Synchronizing (“sync”-ing) the pipeline database

There are a number of Job counters maintained by the eHive system to help it manage the Worker population, monitor progress, and correctly block and unblock Analyses. These counters are updated periodically, in a process known as synchronization (or “sync”).

The sync process can be computationally expensive in large pipelines, so syncs are only performed when needed.

Rarely, the Job counters will become incorrect during abnormal pipeline operation, for example if a few process crash, or after Jobs are manually stopped and re-run. In this case, the user may want to manually re-sync the database. This is done by running with the -sync option: -url sqlite:///my_pipeline_database -sync

Re-balancing semaphores

When a group of Jobs is organized into a fan and funnel structure, the eHive system keeps track of how many fan Jobs are not [ DONE ] or [ PASSED_ON ]. When that count reaches zero, the semaphore controlling the funnel Job is released. In some abnormal circumstances, for example when Workers are killed without an opportunity to exit cleanly, eHive’s internal count of Jobs remaining to do before releasing the semaphore may not represent reality. Resetting Jobs in a fan is another scenario that can cause the semaphore count to become incorrect. It is possible to force eHive to re-count fan Jobs and update semaphores by running with the -balance_semaphores option: -url sqlite:///my_pipeline_database -balance_semaphores

Garbage collection of dead Workers

On occasion, Worker processes will end without having an opportunity to update their status in the eHive database. The Beekeeper will attempt to find these Workers and update their status itself. It does this by reconciling the list of Worker statuses in the eHive database with information on Workers gleaned from the meadow’s process tables (e.g. ps, bacct, bjobs). This process is called “garbage collection”. A typical output is like this:

Beekeeper : loop #12 ======================================================
GarbageCollector:       Checking for lost Workers...
GarbageCollector:       [Queen:] out of 66 Workers that haven't checked in during the last 5 seconds...
GarbageCollector:       [LSF/EBI Meadow:]       RUN:66

In this case, 66 LSF workers had not updated their status within the last 5 seconds but they were in fact all running and listed by bjobs. The Garbage collection process ends there, then.

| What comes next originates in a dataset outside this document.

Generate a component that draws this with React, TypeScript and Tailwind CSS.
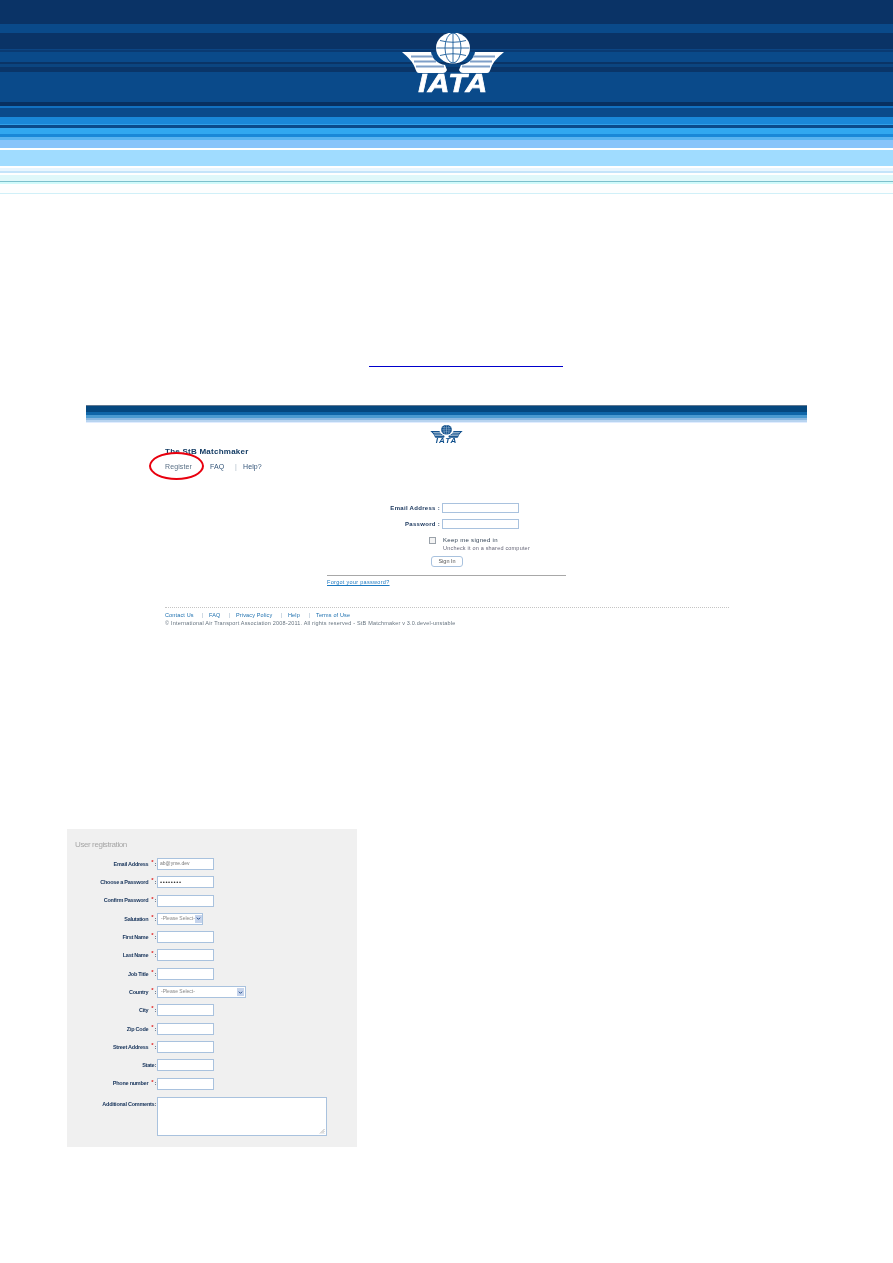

In another case, Beekeeper could find so called LOST Workers:

Beekeeper : loop #15 ======================================================
GarbageCollector:       Checking for lost Workers...
GarbageCollector:       [Queen:] out of 45 Workers that haven't checked in during the last 5 seconds...
GarbageCollector:       [LSF/EBI Meadow:]       LOST:4, RUN:41

GarbageCollector:       Discovered 4 lost LSF Workers
LSF::parse_report_source_line( "bacct -l '4126850[15]' '4126850[6]' '4126835[24]' '4126850[33]'" )
GarbageCollector:       Found why 4 of LSF Workers died

In this case, bjobs only listed 41 of the 45 LSF workers that had not updated their status within the last 5 seconds. Beekeeper then had to resort to bacct to find out what happened to 4 LOST Workers. LOST Workers are most of the time Workers that have been killed by LSF due to exceeding their allocated resources (MEMLIMIT or RUNLIMIT).

When no reason could be found, the cause of death recorded in the log_message table will be UNKNOWN. This is known to happen when bacct was executed too long after the Worker exited: LSF’s journal only knows about the most recent jobs. It seems to be happening in other circumstances that are not clearly understood. If you face this UNKNOWN error, re-run the job locally in debug mode.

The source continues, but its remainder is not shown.